Problem to solve:
Only the pictures stay out; every record is to be quoted exactly.

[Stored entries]
◆ ◆ ◆ ◆ ◆

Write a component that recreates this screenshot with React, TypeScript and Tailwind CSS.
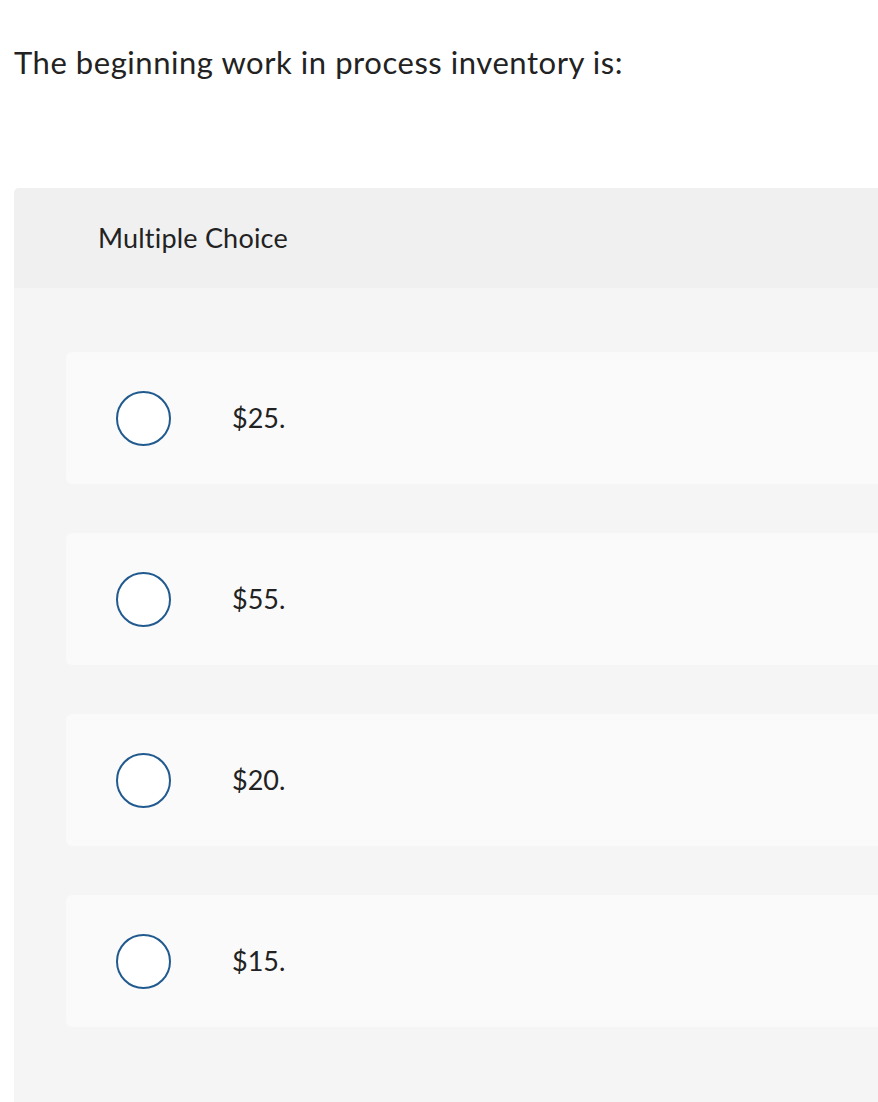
import React from "react";

const options = ["$25.", "$55.", "$20.", "$15."];

export default function App() {
  return (
    <div className="min-h-[1102px] bg-white font-['Lato','Noto_Sans',sans-serif] text-[#222]">
      <h1 className="pl-[14px] pt-[42px] text-[31px] leading-[40px] tracking-[0.55px]">
        The beginning work in process inventory is:
      </h1>

      <div className="ml-[14px] mt-[106px] overflow-hidden rounded-tl-[5px] bg-[#f5f5f5] pb-[80px]">
        <div className="flex h-[100px] items-center bg-[#f0f0f0] pl-[84px] text-[27px] tracking-[0.2px]">
          Multiple Choice
        </div>

        <div className="flex flex-col gap-[49px] pl-[52px] pt-[64px]">
          {options.map((opt) => (
            <div
              key={opt}
              className="flex h-[132px] items-center rounded-l-[6px] bg-[#fafafa] pl-[50px]"
            >
              <span className="h-[55px] w-[55px] shrink-0 rounded-full border-2 border-[#215a8f] bg-white" />
              <span className="ml-[61px] text-[27px]">{opt}</span>
            </div>
          ))}
        </div>
      </div>
    </div>
  );
}
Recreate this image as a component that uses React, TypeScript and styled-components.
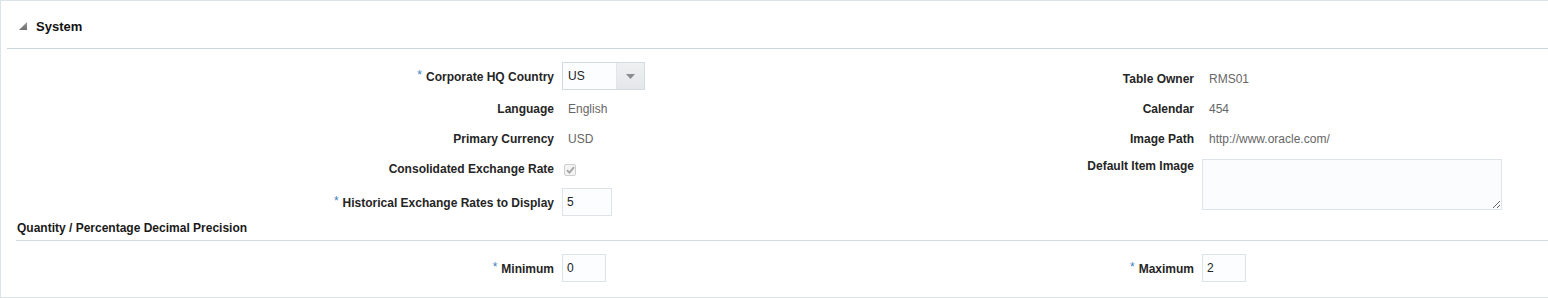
import React from "react";
import styled, { createGlobalStyle } from "styled-components";

const GlobalStyle = createGlobalStyle`
  html, body { margin: 0; padding: 0; background: #ffffff; }
  body { font-family: "Liberation Sans", Arial, sans-serif; font-size: 12px; color: #333333; }
  * { box-sizing: border-box; }
`;

const Panel = styled.section`
  width: 1548px;
  height: 298px;
  border-left: 1px solid #dbe2e8;
  border-top: 1px solid #dbe2e8;
  border-bottom: 1px solid #dbe2e8;
  background: #ffffff;
  display: flex;
  flex-direction: column;
`;

const Header = styled.header`
  margin-left: 6px;
  height: 48px;
  padding: 4px 0 0 12px;
  border-bottom: 1px solid #c9d5df;
  display: flex;
  align-items: center;
  gap: 9px;
`;

const Disclosure = styled.svg`
  width: 8px;
  height: 8px;
  margin-bottom: 2px;
  flex: none;
`;

const Title = styled.h2`
  margin: 0;
  font-size: 13px;
  font-weight: bold;
  color: #111111;
`;

const Body = styled.div`
  display: flex;
  flex-direction: column;
  flex: 1;
`;

const Columns = styled.div<{ $pad: number }>`
  display: flex;
  align-items: flex-start;
  padding-top: ${(p) => p.$pad}px;
`;

const Column = styled.div<{ $width?: number; $pad?: number }>`
  display: flex;
  flex-direction: column;
  width: ${(p) => (p.$width ? `${p.$width}px` : "auto")};
  flex: ${(p) => (p.$width ? "none" : "1")};
  padding-top: ${(p) => p.$pad ?? 0}px;
`;

const Row = styled.div<{ $top?: boolean }>`
  display: grid;
  grid-template-columns: 553px 1fr;
  column-gap: 8px;
  padding: ${(p) => (p.$top ? "5px 0 4px" : "4px 0")};
  align-items: ${(p) => (p.$top ? "start" : "center")};
  min-height: 30px;
`;

const Label = styled.label<{ $top?: boolean }>`
  text-align: right;
  white-space: nowrap;
  font-weight: bold;
  color: #252525;
  line-height: ${(p) => (p.$top ? "14px" : "22px")};
`;

const Star = styled.span`
  color: #3f7fc1;
  font-weight: normal;
  margin-right: 4px;
  vertical-align: 2px;
`;

const ReadOnly = styled.span<{ $indent?: number }>`
  padding-left: ${(p) => p.$indent ?? 6}px;
  line-height: 22px;
  color: #666666;
`;

const SelectBox = styled.div`
  width: 83px;
  height: 28px;
  border: 1px solid #d3dae0;
  background: #fcfdfe;
  display: flex;
  align-items: stretch;
`;

const SelectValue = styled.span`
  flex: 1;
  padding-left: 5px;
  line-height: 26px;
  color: #222222;
`;

const SelectButton = styled.span`
  width: 28px;
  border-left: 1px solid #e2e6e9;
  background: linear-gradient(#eef0f1, #e4e7e9);
  display: flex;
  align-items: center;
  justify-content: center;
`;

const TextInput = styled.input<{ $w: number }>`
  width: ${(p) => p.$w}px;
  height: 28px;
  border: 1px solid #dde3e8;
  background: #fcfdfe;
  padding: 0 0 0 4px;
  font-family: inherit;
  font-size: 12px;
  color: #222222;
  outline: none;
`;

const TextArea = styled.textarea`
  width: 300px;
  height: 51px;
  border: 1px solid #dde3e8;
  background: #fbfcfd;
  font-family: inherit;
  font-size: 12px;
  resize: both;
  outline: none;
  display: block;
`;

const CheckBox = styled.span`
  width: 12px;
  height: 12px;
  margin-left: 2px;
  border: 1px solid #cfcfcf;
  border-radius: 2px;
  background: #f3f3f3;
  display: inline-flex;
  align-items: center;
  justify-content: center;
  vertical-align: middle;
`;

const SubHeader = styled.h3`
  margin: 0 0 0 15px;
  padding: 0 0 4px 1px;
  font-size: 12px;
  font-weight: bold;
  line-height: 16px;
  color: #1a1a1a;
  border-bottom: 1px solid #d3dce4;
`;

const Req = () => <Star>*</Star>;

export default function App() {
  return (
    <>
      <GlobalStyle />
      <Panel>
        <Header>
          <Disclosure viewBox="0 0 8 8">
            <defs>
              <linearGradient id="tri" x1="0" y1="0" x2="0" y2="1">
                <stop offset="0" stopColor="#9a9a9a" />
                <stop offset="1" stopColor="#6e6e6e" />
              </linearGradient>
            </defs>
            <polygon points="8,0 8,8 0,8" fill="url(#tri)" />
          </Disclosure>
          <Title>System</Title>
        </Header>
        <Body>
          <Columns $pad={9}>
            <Column $width={640}>
              <Row>
                <Label><Req />Corporate HQ Country</Label>
                <div>
                  <SelectBox>
                    <SelectValue>US</SelectValue>
                    <SelectButton>
                      <svg width="9" height="5" viewBox="0 0 9 5">
                        <polygon points="0,0 9,0 4.5,5" fill="#8a8d90" />
                      </svg>
                    </SelectButton>
                  </SelectBox>
                </div>
              </Row>
              <Row>
                <Label>Language</Label>
                <ReadOnly>English</ReadOnly>
              </Row>
              <Row>
                <Label>Primary Currency</Label>
                <ReadOnly>USD</ReadOnly>
              </Row>
              <Row>
                <Label>Consolidated Exchange Rate</Label>
                <div>
                  <CheckBox>
                    <svg width="9" height="8" viewBox="0 0 9 8">
                      <path d="M1 4.2 L3.4 6.6 L8 1.2" stroke="#a5a5a5" strokeWidth="1.8" fill="none" />
                    </svg>
                  </CheckBox>
                </div>
              </Row>
              <Row>
                <Label><Req />Historical Exchange Rates to Display</Label>
                <div>
                  <TextInput $w={50} defaultValue="5" />
                </div>
              </Row>
            </Column>
            <Column $pad={6}>
              <Row>
                <Label>Table Owner</Label>
                <ReadOnly $indent={7}>RMS01</ReadOnly>
              </Row>
              <Row>
                <Label>Calendar</Label>
                <ReadOnly $indent={7}>454</ReadOnly>
              </Row>
              <Row>
                <Label>Image Path</Label>
                <ReadOnly $indent={7}>http://www.oracle.com/</ReadOnly>
              </Row>
              <Row $top>
                <Label $top>Default Item Image</Label>
                <div>
                  <TextArea />
                </div>
              </Row>
            </Column>
          </Columns>
          <SubHeader>Quantity / Percentage Decimal Precision</SubHeader>
          <Columns $pad={9}>
            <Column $width={640}>
              <Row>
                <Label><Req />Minimum</Label>
                <div>
                  <TextInput $w={44} defaultValue="0" />
                </div>
              </Row>
            </Column>
            <Column>
              <Row>
                <Label><Req />Maximum</Label>
                <div>
                  <TextInput $w={44} defaultValue="2" />
                </div>
              </Row>
            </Column>
          </Columns>
        </Body>
      </Panel>
    </>
  );
}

◆ ◆ ◆ ◆ ◆

Task solution:
Write a component that recreates this screenshot with React, TypeScript and Tailwind CSS.
import React from "react";

const options = ["$25.", "$55.", "$20.", "$15."];

export default function App() {
  return (
    <div className="min-h-[1102px] bg-white font-['Lato','Noto_Sans',sans-serif] text-[#222]">
      <h1 className="pl-[14px] pt-[42px] text-[31px] leading-[40px] tracking-[0.55px]">
        The beginning work in process inventory is:
      </h1>

      <div className="ml-[14px] mt-[106px] overflow-hidden rounded-tl-[5px] bg-[#f5f5f5] pb-[80px]">
        <div className="flex h-[100px] items-center bg-[#f0f0f0] pl-[84px] text-[27px] tracking-[0.2px]">
          Multiple Choice
        </div>

        <div className="flex flex-col gap-[49px] pl-[52px] pt-[64px]">
          {options.map((opt) => (
            <div
              key={opt}
              className="flex h-[132px] items-center rounded-l-[6px] bg-[#fafafa] pl-[50px]"
            >
              <span className="h-[55px] w-[55px] shrink-0 rounded-full border-2 border-[#215a8f] bg-white" />
              <span className="ml-[61px] text-[27px]">{opt}</span>
            </div>
          ))}
        </div>
      </div>
    </div>
  );
}
Recreate this image as a component that uses React, TypeScript and styled-components.
import React from "react";
import styled, { createGlobalStyle } from "styled-components";

const GlobalStyle = createGlobalStyle`
  html, body { margin: 0; padding: 0; background: #ffffff; }
  body { font-family: "Liberation Sans", Arial, sans-serif; font-size: 12px; color: #333333; }
  * { box-sizing: border-box; }
`;

const Panel = styled.section`
  width: 1548px;
  height: 298px;
  border-left: 1px solid #dbe2e8;
  border-top: 1px solid #dbe2e8;
  border-bottom: 1px solid #dbe2e8;
  background: #ffffff;
  display: flex;
  flex-direction: column;
`;

const Header = styled.header`
  margin-left: 6px;
  height: 48px;
  padding: 4px 0 0 12px;
  border-bottom: 1px solid #c9d5df;
  display: flex;
  align-items: center;
  gap: 9px;
`;

const Disclosure = styled.svg`
  width: 8px;
  height: 8px;
  margin-bottom: 2px;
  flex: none;
`;

const Title = styled.h2`
  margin: 0;
  font-size: 13px;
  font-weight: bold;
  color: #111111;
`;

const Body = styled.div`
  display: flex;
  flex-direction: column;
  flex: 1;
`;

const Columns = styled.div<{ $pad: number }>`
  display: flex;
  align-items: flex-start;
  padding-top: ${(p) => p.$pad}px;
`;

const Column = styled.div<{ $width?: number; $pad?: number }>`
  display: flex;
  flex-direction: column;
  width: ${(p) => (p.$width ? `${p.$width}px` : "auto")};
  flex: ${(p) => (p.$width ? "none" : "1")};
  padding-top: ${(p) => p.$pad ?? 0}px;
`;

const Row = styled.div<{ $top?: boolean }>`
  display: grid;
  grid-template-columns: 553px 1fr;
  column-gap: 8px;
  padding: ${(p) => (p.$top ? "5px 0 4px" : "4px 0")};
  align-items: ${(p) => (p.$top ? "start" : "center")};
  min-height: 30px;
`;

const Label = styled.label<{ $top?: boolean }>`
  text-align: right;
  white-space: nowrap;
  font-weight: bold;
  color: #252525;
  line-height: ${(p) => (p.$top ? "14px" : "22px")};
`;

const Star = styled.span`
  color: #3f7fc1;
  font-weight: normal;
  margin-right: 4px;
  vertical-align: 2px;
`;

const ReadOnly = styled.span<{ $indent?: number }>`
  padding-left: ${(p) => p.$indent ?? 6}px;
  line-height: 22px;
  color: #666666;
`;

const SelectBox = styled.div`
  width: 83px;
  height: 28px;
  border: 1px solid #d3dae0;
  background: #fcfdfe;
  display: flex;
  align-items: stretch;
`;

const SelectValue = styled.span`
  flex: 1;
  padding-left: 5px;
  line-height: 26px;
  color: #222222;
`;

const SelectButton = styled.span`
  width: 28px;
  border-left: 1px solid #e2e6e9;
  background: linear-gradient(#eef0f1, #e4e7e9);
  display: flex;
  align-items: center;
  justify-content: center;
`;

const TextInput = styled.input<{ $w: number }>`
  width: ${(p) => p.$w}px;
  height: 28px;
  border: 1px solid #dde3e8;
  background: #fcfdfe;
  padding: 0 0 0 4px;
  font-family: inherit;
  font-size: 12px;
  color: #222222;
  outline: none;
`;

const TextArea = styled.textarea`
  width: 300px;
  height: 51px;
  border: 1px solid #dde3e8;
  background: #fbfcfd;
  font-family: inherit;
  font-size: 12px;
  resize: both;
  outline: none;
  display: block;
`;

const CheckBox = styled.span`
  width: 12px;
  height: 12px;
  margin-left: 2px;
  border: 1px solid #cfcfcf;
  border-radius: 2px;
  background: #f3f3f3;
  display: inline-flex;
  align-items: center;
  justify-content: center;
  vertical-align: middle;
`;

const SubHeader = styled.h3`
  margin: 0 0 0 15px;
  padding: 0 0 4px 1px;
  font-size: 12px;
  font-weight: bold;
  line-height: 16px;
  color: #1a1a1a;
  border-bottom: 1px solid #d3dce4;
`;

const Req = () => <Star>*</Star>;

export default function App() {
  return (
    <>
      <GlobalStyle />
      <Panel>
        <Header>
          <Disclosure viewBox="0 0 8 8">
            <defs>
              <linearGradient id="tri" x1="0" y1="0" x2="0" y2="1">
                <stop offset="0" stopColor="#9a9a9a" />
                <stop offset="1" stopColor="#6e6e6e" />
              </linearGradient>
            </defs>
            <polygon points="8,0 8,8 0,8" fill="url(#tri)" />
          </Disclosure>
          <Title>System</Title>
        </Header>
        <Body>
          <Columns $pad={9}>
            <Column $width={640}>
              <Row>
                <Label><Req />Corporate HQ Country</Label>
                <div>
                  <SelectBox>
                    <SelectValue>US</SelectValue>
                    <SelectButton>
                      <svg width="9" height="5" viewBox="0 0 9 5">
                        <polygon points="0,0 9,0 4.5,5" fill="#8a8d90" />
                      </svg>
                    </SelectButton>
                  </SelectBox>
                </div>
              </Row>
              <Row>
                <Label>Language</Label>
                <ReadOnly>English</ReadOnly>
              </Row>
              <Row>
                <Label>Primary Currency</Label>
                <ReadOnly>USD</ReadOnly>
              </Row>
              <Row>
                <Label>Consolidated Exchange Rate</Label>
                <div>
                  <CheckBox>
                    <svg width="9" height="8" viewBox="0 0 9 8">
                      <path d="M1 4.2 L3.4 6.6 L8 1.2" stroke="#a5a5a5" strokeWidth="1.8" fill="none" />
                    </svg>
                  </CheckBox>
                </div>
              </Row>
              <Row>
                <Label><Req />Historical Exchange Rates to Display</Label>
                <div>
                  <TextInput $w={50} defaultValue="5" />
                </div>
              </Row>
            </Column>
            <Column $pad={6}>
              <Row>
                <Label>Table Owner</Label>
                <ReadOnly $indent={7}>RMS01</ReadOnly>
              </Row>
              <Row>
                <Label>Calendar</Label>
                <ReadOnly $indent={7}>454</ReadOnly>
              </Row>
              <Row>
                <Label>Image Path</Label>
                <ReadOnly $indent={7}>http://www.oracle.com/</ReadOnly>
              </Row>
              <Row $top>
                <Label $top>Default Item Image</Label>
                <div>
                  <TextArea />
                </div>
              </Row>
            </Column>
          </Columns>
          <SubHeader>Quantity / Percentage Decimal Precision</SubHeader>
          <Columns $pad={9}>
            <Column $width={640}>
              <Row>
                <Label><Req />Minimum</Label>
                <div>
                  <TextInput $w={44} defaultValue="0" />
                </div>
              </Row>
            </Column>
            <Column>
              <Row>
                <Label><Req />Maximum</Label>
                <div>
                  <TextInput $w={44} defaultValue="2" />
                </div>
              </Row>
            </Column>
          </Columns>
        </Body>
      </Panel>
    </>
  );
}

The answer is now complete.